Today I overturned the cardboard box in the attic that holds my leotards and my warm-up pants and my tights and my pairs on pairs of pointe shoes that are fresh in their yellow Gaynor Minden bags and waiting to be broken in. 

Am I a dancer? Am I a ballerina? I will never be my performance weight again. ( I put a ring on after my last performance and recently had to have it cut off). I will never be in that shape again. What would I say to that woman who did cardio for a living and did weight lifting in her free time? 

 I don't think I'd say anything life changing. It was an incredible experience I wouldn't trade for anything. I truly believe that my decision to pursue professional dance while the other graduates of my year pursued foreign service and the state department was a good decision.
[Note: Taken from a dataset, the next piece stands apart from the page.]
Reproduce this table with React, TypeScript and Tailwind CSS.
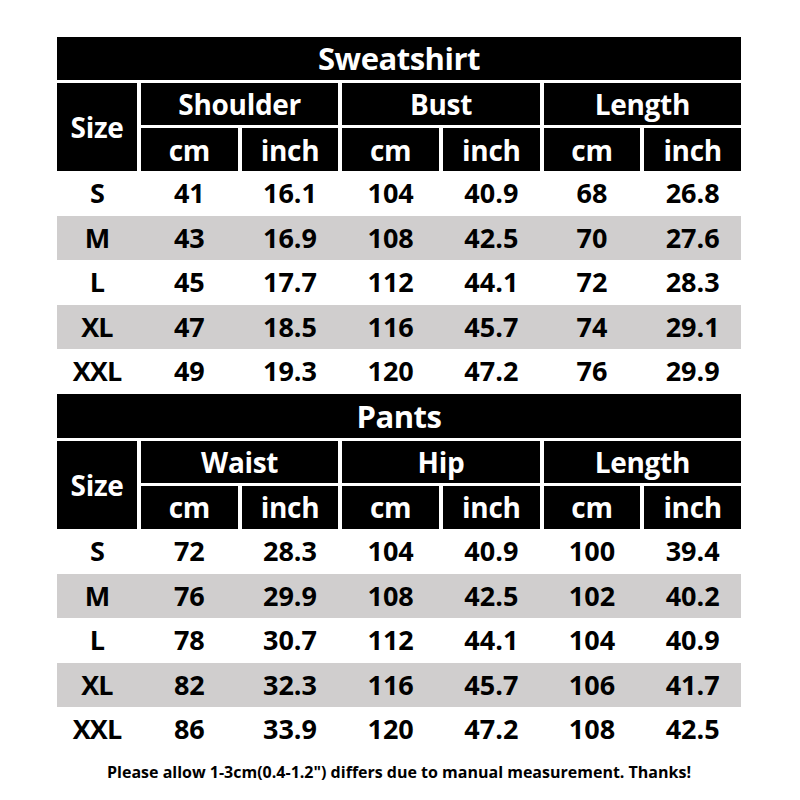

I believe that I was able to experience, endure, and come out of pain, illness, and dark times in a way that will set me up for the rest of my life. 

 I look forward to playing Clara's mother in a local production of the Nutcracker. I look forward to listening to Waltz of the Flowers without feeling a jolt of "I should already be onstage" panic. I look forward to my new career in the fiber arts. It will still be a while before I can look at my old leotards without feeling deep melancholy, but I do feel that now I am happy and I am deeply grateful that Charlottesville Ballet gave me the best possible last year on stage I could have ever asked for.